My brother belongs to the culture of not being able to live life beyond survival mode. When you can’t even keep a roof over your head or hold a job you are under stress. I’m not a sociologist, I’m just a sister whose brother is not only experiencing some of the consequences of past decisions, but at the same time merely looking for a break. He is 40 years old and has two kids. Although he has made some very stupid decisions in the past, I’ll tell you without hesitation that my brother is not a stupid human being.
What are the prospects for my brother? How will he get himself out of this? How can I help him? He lights a Newport. I exhale. I wish he’d stop smoking. “I’m stressed.” He says. “That’s why I tell Wah he need to go to school. He need to get himself a vocation. He needs to get a job.” He continues now about his son. “He need to get out of that rap game and get himself a skill. It’s all about a job.” And I think about my fancy college education and the way my brother spins Yellow Man and Buju Banton. I think about all the book projects I have yet to write, much less publish and I think about him and how my son’s face lit up like a sun-drenched beach whenever my brother was around him this past summer. I remember how my brother thought he was Jamaican and how one day he took me to Campus Quarters with him and how he put my initials “lab” in for the high score (Centipede, I think was the game) and how we discovered together what it had spelled. I remember how one of my classmates had told me on my way home from P.S.152 that my brother had killed a boy and how one day I saw him and my mother, dressed in black go off to a funeral. I remember his words, the same even to this day, “He said he could swim. I think he caught a cramp. He was in too deep. I ran out to help and the next thing I know they was doing resuscitation on him and the ambulance was there…” And I wonder what it must feel like seeing someone die in front of you, someone you want very much to live, but no matter how much you will it, it does not happen.

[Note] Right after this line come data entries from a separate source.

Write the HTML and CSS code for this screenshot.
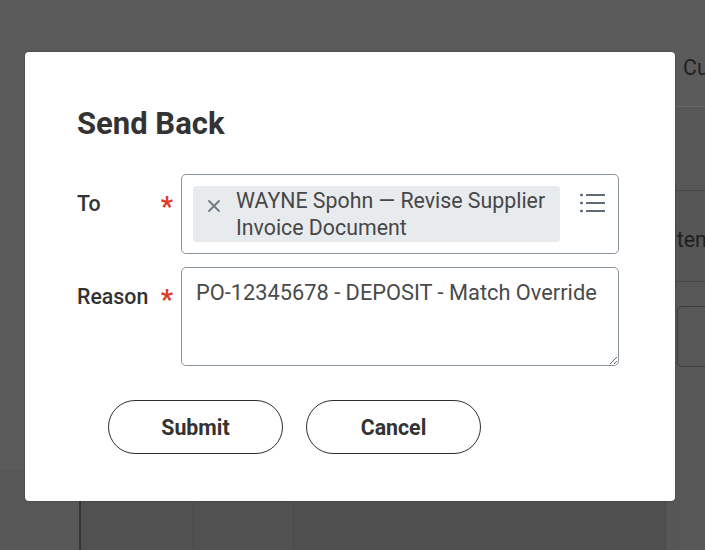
FILE: index.html
```html
<!DOCTYPE html>
<html>
<head>
<meta charset="utf-8">
<title>Send Back</title>
<link rel="stylesheet" href="styles.css">
</head>
<body>
<div class="page">
  <div class="main">
    <div class="main-top"></div>
    <div class="main-cols">
      <div class="col c1"></div>
      <div class="col c2"></div>
      <div class="col c3"></div>
      <div class="col c4"></div>
      <div class="col c5"></div>
    </div>
  </div>
  <div class="strip">
    <div class="cell head">Cu</div>
    <div class="cell row1"></div>
    <div class="cell row2"><span class="item">Item</span></div>
    <div class="cell row3"><div class="ghost-btn"></div></div>
  </div>

  <div class="dialog">
    <h1 class="title">Send Back</h1>
    <div class="form">
      <div class="label"><span class="label-text">To</span><span class="req">*</span></div>
      <div class="field to-field">
        <div class="chip">
          <svg class="chip-x" width="12" height="12" viewBox="0 0 12 12"><path d="M1 1L11 11M11 1L1 11" stroke="#6f7a85" stroke-width="1.8" stroke-linecap="round" fill="none"/></svg>
          <span class="chip-text">WAYNE Spohn — Revise Supplier Invoice Document</span>
        </div>
        <svg class="list-icon" width="27" height="20" viewBox="0 0 27 20">
          <g fill="#5f6b76"><rect x="1" y="0.8" width="3" height="2.4" rx="1"/><rect x="1" y="8.8" width="3" height="2.4" rx="1"/><rect x="1" y="16.8" width="3" height="2.4" rx="1"/></g>
          <g stroke="#5f6b76" stroke-width="2.2" fill="none"><path d="M7 2H26M7 10H26M7 18H26"/></g>
        </svg>
      </div>
      <div class="label"><span class="label-text">Reason</span><span class="req">*</span></div>
      <textarea class="field reason">PO-12345678 - DEPOSIT - Match Override</textarea>
    </div>
    <div class="actions">
      <button class="btn">Submit</button>
      <button class="btn">Cancel</button>
    </div>
  </div>
</div>
</body>
</html>
```

FILE: styles.css
```css
* { box-sizing: border-box; }
html, body { margin: 0; padding: 0; }
body {
  font-family: Roboto, "Liberation Sans", sans-serif;
  background: #5a5a5a;
}
.page {
  position: relative;
  width: 705px;
  height: 550px;
  overflow: hidden;
  display: flex;
  background: #5a5a5a;
}
.main {
  width: 675px;
  display: flex;
  flex-direction: column;
}
.main-top { flex: 0 0 470px; }
.main-cols {
  flex: 1;
  display: flex;
}
.col { height: 100%; }
.c1 { width: 79px; background: #575757; }
.c2 { width: 114px; background: #515151; border-left: 2px solid #353535; }
.c3 { width: 100px; background: #515151; border-left: 1px solid #4a4a4a; }
.c4 { width: 372px; background: #505050; border-left: 1px solid #4a4a4a; }
.c5 { width: 10px; background: #565656; border-left: 1px solid #4b4b4b; }

.strip {
  width: 30px;
  display: flex;
  flex-direction: column;
  overflow: hidden;
}
.cell { white-space: nowrap; }
.head {
  height: 107px;
  padding: 55px 0 0 8px;
  font-size: 21.33px;
  color: #1f1f1f;
  border-bottom: 1px solid #686868;
}
.row1 {
  height: 84px;
  background: #575757;
  border-bottom: 1px solid #474747;
}
.row2 {
  height: 91px;
  padding-top: 38px;
  background: #565656;
  border-bottom: 1px solid #474747;
  font-size: 21.33px;
  line-height: 22px;
  color: #1f1f1f;
}
.item { margin-left: -4px; }
.row3 {
  flex: 1;
  padding: 24px 0 0 2px;
  background: #575757;
}
.ghost-btn {
  width: 60px;
  height: 61px;
  border: 1px solid #3d3d3d;
  border-radius: 5px;
}

.dialog {
  position: absolute;
  left: 25px;
  top: 52px;
  width: 650px;
  height: 449px;
  background: #fff;
  border-radius: 4px;
  box-shadow: 0 0 2px rgba(0,0,0,0.35);
  padding: 53px 52px 0;
}
.title {
  margin: 0 0 31px;
  font-size: 31px;
  line-height: 38px;
  font-weight: 700;
  color: #333;
}
.form {
  display: grid;
  grid-template-columns: 104px 438px;
  row-gap: 13px;
}
.label {
  display: flex;
  justify-content: space-between;
  align-items: flex-start;
  padding: 17px 8px 0 0;
}
.label-text {
  font-size: 21.33px;
  line-height: 25px;
  font-weight: 500;
  color: #333;
}
.req {
  color: #de3a26;
  font-size: 27px;
  line-height: 27px;
  font-weight: 700;
  margin-top: 3px;
}
.field {
  border: 1px solid #8a949d;
  border-radius: 5px;
  background: #fff;
}
.to-field {
  height: 80px;
  padding: 11px;
  display: flex;
  align-items: flex-start;
}
.chip {
  width: 367px;
  height: 56px;
  flex: none;
  background: #e8ebee;
  border-radius: 3px;
  display: flex;
  align-items: flex-start;
  padding: 1px 8px 0 15px;
}
.chip-x {
  flex: none;
  margin: 13px 16px 0 0;
}
.chip-text {
  font-size: 21.33px;
  line-height: 27px;
  color: #474747;
}
.list-icon {
  flex: none;
  margin: 7px 0 0 19px;
}
.reason {
  display: block;
  margin: 0;
  width: 438px;
  height: 99px;
  padding: 11px 14px 6px;
  font-family: Roboto, "Liberation Sans", sans-serif;
  font-size: 21.8px;
  line-height: 27px;
  color: #4a4a4a;
  resize: vertical;
  outline: none;
}
.actions {
  display: flex;
  gap: 23px;
  margin-top: 34px;
  padding-left: 31px;
}
.btn {
  width: 175px;
  height: 54px;
  border: 1px solid #2e2e2e;
  border-radius: 27px;
  background: #fff;
  font-family: Roboto, "Liberation Sans", sans-serif;
  font-size: 21.33px;
  font-weight: 700;
  color: #333;
  padding: 0;
}
```
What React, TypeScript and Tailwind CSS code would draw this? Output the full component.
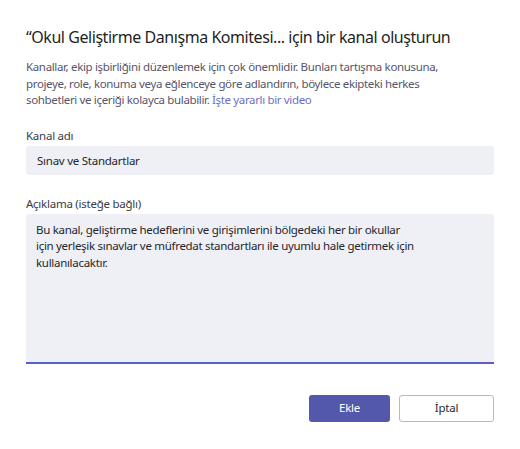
export default function App() {
  return (
    <div
      className="w-[520px] h-[449px] bg-white px-[26px] pt-[25px] text-[#242424]"
      style={{ fontFamily: '"Noto Sans", "Open Sans", sans-serif' }}
    >
      <h1 className="whitespace-nowrap text-[16px] leading-[24px] tracking-[-0.45px] font-normal text-[#1f1f24]">
        “Okul Geliştirme Danışma Komitesi... için bir kanal oluşturun
      </h1>
      <p className="mt-[10px] whitespace-nowrap text-[11.5px] leading-[16.5px] tracking-[-0.35px] text-[#56566a]">
        Kanallar, ekip işbirliğini düzenlemek için çok önemlidir. Bunları tartışma konusuna,
        <br />
        projeye, role, konuma veya eğlenceye göre adlandırın, böylece ekipteki herkes
        <br />
        sohbetleri ve içeriği kolayca bulabilir.{" "}
        <a className="text-[#6b6fc4]">İşte yararlı bir video</a>
      </p>

      <div className="mt-[19px] text-[11.5px] leading-[16.5px] tracking-[-0.25px] text-[#3b3b44]">
        Kanal adı
      </div>
      <div className="mt-[2px] h-[29px] rounded-[3px] bg-[#eef0f5] px-[11px] flex items-center text-[11.5px] tracking-[-0.25px] text-[#26262c]">
        Sınav ve Standartlar
      </div>

      <div className="mt-[21px] text-[11.5px] leading-[16.5px] tracking-[-0.25px] text-[#3b3b44]">
        Açıklama (isteğe bağlı)
      </div>
      <div className="mt-[1px] h-[150px] rounded-t-[3px] bg-[#eef0f5] border-b-2 border-[#5b5fc7] px-[10px] pt-[8px] whitespace-nowrap text-[11.5px] leading-[16.5px] tracking-[-0.3px] text-[#26262c]">
        Bu kanal, geliştirme hedeflerini ve girişimlerini bölgedeki her bir okullar
        <br />
        için yerleşik sınavlar ve müfredat standartları ile uyumlu hale getirmek için
        <br />
        kullanılacaktır.
      </div>

      <div className="mt-[31px] flex justify-end gap-[9px]">
        <button className="h-[27px] w-[81px] rounded-[3px] bg-[#5458ad] text-white text-[11.5px] tracking-[-0.25px]">
          Ekle
        </button>
        <button className="h-[27px] w-[95px] rounded-[3px] border border-[#b9b9c0] bg-white text-[#2a2a30] text-[11.5px] tracking-[-0.25px]">
          İptal
        </button>
      </div>
    </div>
  );
}
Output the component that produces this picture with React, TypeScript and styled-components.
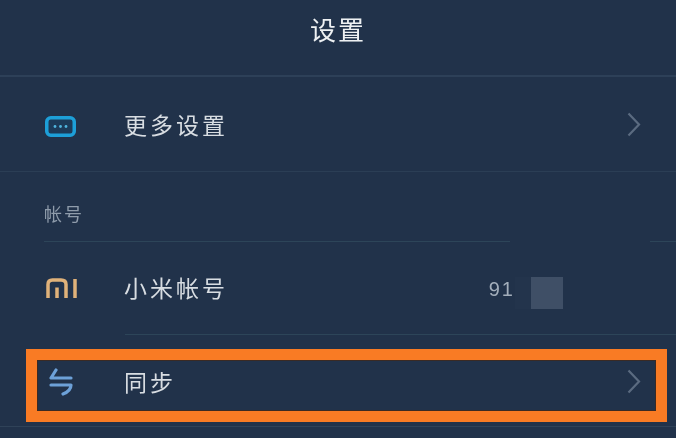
import React from "react";
import styled, { createGlobalStyle } from "styled-components";

const Global = createGlobalStyle`
  html, body { margin: 0; padding: 0; background: #21324a; }
  #root { width: 676px; height: 438px; overflow: hidden; }
`;

const Page = styled.div`
  width: 676px;
  height: 438px;
  overflow: hidden;
  background: #21324a;
  color: #dfe4e8;
  font-family: "Noto Sans CJK SC", "Noto Sans", sans-serif;
  display: flex;
  flex-direction: column;
  filter: blur(0.45px);
`;

const Header = styled.header`
  height: 77px;
  flex: none;
  display: flex;
  justify-content: center;
  align-items: flex-start;
  padding: 10px 0 0 0;
  box-sizing: border-box;
  border-bottom: 2px solid #2d4058;
  font-size: 26px;
  line-height: 38px;
  letter-spacing: 2px;
  color: #eef1f3;
`;

const Row = styled.div`
  height: 95px;
  flex: none;
  box-sizing: border-box;
  display: flex;
  align-items: center;
  padding: 0 35px 0 44px;
  border-bottom: 1px solid #2b3e55;
`;

const IconSlot = styled.div<{ $left: number; $top?: number }>`
  width: 80px;
  flex: none;
  box-sizing: border-box;
  display: flex;
  align-items: center;
  padding-left: ${(p) => p.$left}px;
  padding-top: ${(p) => p.$top ?? 0}px;
`;

const Label = styled.div`
  flex: 1;
  font-size: 23px;
  line-height: 32px;
  letter-spacing: 3px;
  color: #d8dde2;
`;

const SectionTitle = styled.div`
  height: 70px;
  flex: none;
  box-sizing: border-box;
  margin-left: 44px;
  padding-top: 29px;
  font-size: 18px;
  line-height: 24px;
  letter-spacing: 2px;
  color: #8f9cab;
  background: linear-gradient(90deg, #2d4559 0, #2d4559 466px, transparent 466px, transparent 606px, #2d4559 606px) bottom / 100% 1px no-repeat;
`;

const AccountRow = styled.div`
  height: 93px;
  flex: none;
  box-sizing: border-box;
  display: flex;
  align-items: center;
  padding: 0 113px 4px 44px;
  background: linear-gradient(#2d4559, #2d4559) 125px bottom / 551px 1px no-repeat;
`;

const AccountValue = styled.div`
  display: flex;
  align-items: center;
  margin-top: 13px;
`;

const AccountNumber = styled.span`
  font-family: "Liberation Sans", sans-serif;
  font-size: 20px;
  line-height: 24px;
  letter-spacing: 2px;
  color: #a3aebb;
  margin-bottom: 8px;
`;

const Masked = styled.span`
  width: 16px;
  height: 32px;
  background: #23344c;
`;

const MaskBlock = styled.span`
  width: 32px;
  height: 32px;
  background: #3f4f66;
`;

const Highlight = styled.div`
  flex: none;
  height: 73px;
  box-sizing: border-box;
  margin: 14px 9px 0 26px;
  border: 11px solid #f97b24;
  box-shadow: inset 0 0 0 1px #3a2a24;
  display: flex;
  align-items: center;
  padding: 0 15px 9px 7px;
`;

const Footer = styled.div`
  flex: none;
  height: 1px;
  margin-top: 4px;
  background: #2f4258;
`;

const ChevronIcon = styled.svg`
  flex: none;
  fill: none;
  stroke: #5b6b80;
  stroke-width: 2.2;
`;

const More = () => (
  <svg width="31" height="21" viewBox="0 0 31 21">
    <rect x="1.75" y="1.75" width="27.5" height="17.5" rx="4" fill="#1c3a58" stroke="#1d9fd8" strokeWidth="3.5" />
    <circle cx="10" cy="10.5" r="1.4" fill="#4fb4dd" />
    <circle cx="15.5" cy="10.5" r="1.4" fill="#4fb4dd" />
    <circle cx="21" cy="10.5" r="1.4" fill="#4fb4dd" />
  </svg>
);

const Mi = () => (
  <svg width="31" height="20" viewBox="0 0 31 20" fill="none" stroke="#e0b27a" strokeWidth="3.5">
    <path d="M2 20V6.5Q2 2 6.5 2H15Q20 2 20 6.5V20" />
    <path d="M11 9.5V20" />
    <path d="M29 1V20" />
  </svg>
);

const Sync = () => (
  <svg width="24" height="28" viewBox="0 0 24 28" fill="none" stroke="#6da1d8" strokeWidth="3.2" strokeLinecap="round" strokeLinejoin="round">
    <path d="M7 2L2 10H22" />
    <path d="M2 17H22Q22 23 14 26" />
  </svg>
);

const Chevron = () => (
  <ChevronIcon width="14" height="25" viewBox="0 0 14 25">
    <path d="M1.5 1.5L12 12.5L1.5 23.5" />
  </ChevronIcon>
);

export default function App() {
  return (
    <>
      <Global />
      <Page>
        <Header>设置</Header>
        <Row>
          <IconSlot $left={1} $top={4}><More /></IconSlot>
          <Label>更多设置</Label>
          <Chevron />
        </Row>
        <SectionTitle>帐号</SectionTitle>
        <AccountRow>
          <IconSlot $left={2} $top={2}><Mi /></IconSlot>
          <Label>小米帐号</Label>
          <AccountValue>
            <AccountNumber>91</AccountNumber>
            <Masked />
            <MaskBlock />
          </AccountValue>
        </AccountRow>
        <Highlight>
          <IconSlot $left={5} $top={2}><Sync /></IconSlot>
          <Label>同步</Label>
          <Chevron />
        </Highlight>
        <Footer />
      </Page>
    </>
  );
}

“Awright Les.” He exhales, “I gotta go. Imma go take a shower, go to the store…”
“What store?” I asked, confused.
“The store, you know, I gotta pick a few things up.” And I laugh at my own confusion.
In the end, I can’t help but think of one of my favorite quotes. It may have nothing to do with anything, it might have to do with everything:
“Assume man to be man and his relationship to the world to be a human one: then you can exchange love only for love, trust for trust etc. …Every one of your relations to man and to nature must be a specific expression, corresponding to the object of your will…”
--Economic and Philosophic Manuscripts of 1844, Karl Marx
And I am again filled with hope. I hope that there are human beings out there who will see the beautiful human being that my brother is and give him a chance. I hope that they will be able to do what my brother, then only a child, could not do to his friend on that day. I hope that they will give him a chance before the stress takes over and asphyxiates him. Except I know that in this version, there are very rarely passersby who can be called upon to resuscitate a man who dares to still hang on to a life that seems, by all intents and purposes, not to have been designed with him in mind, at all.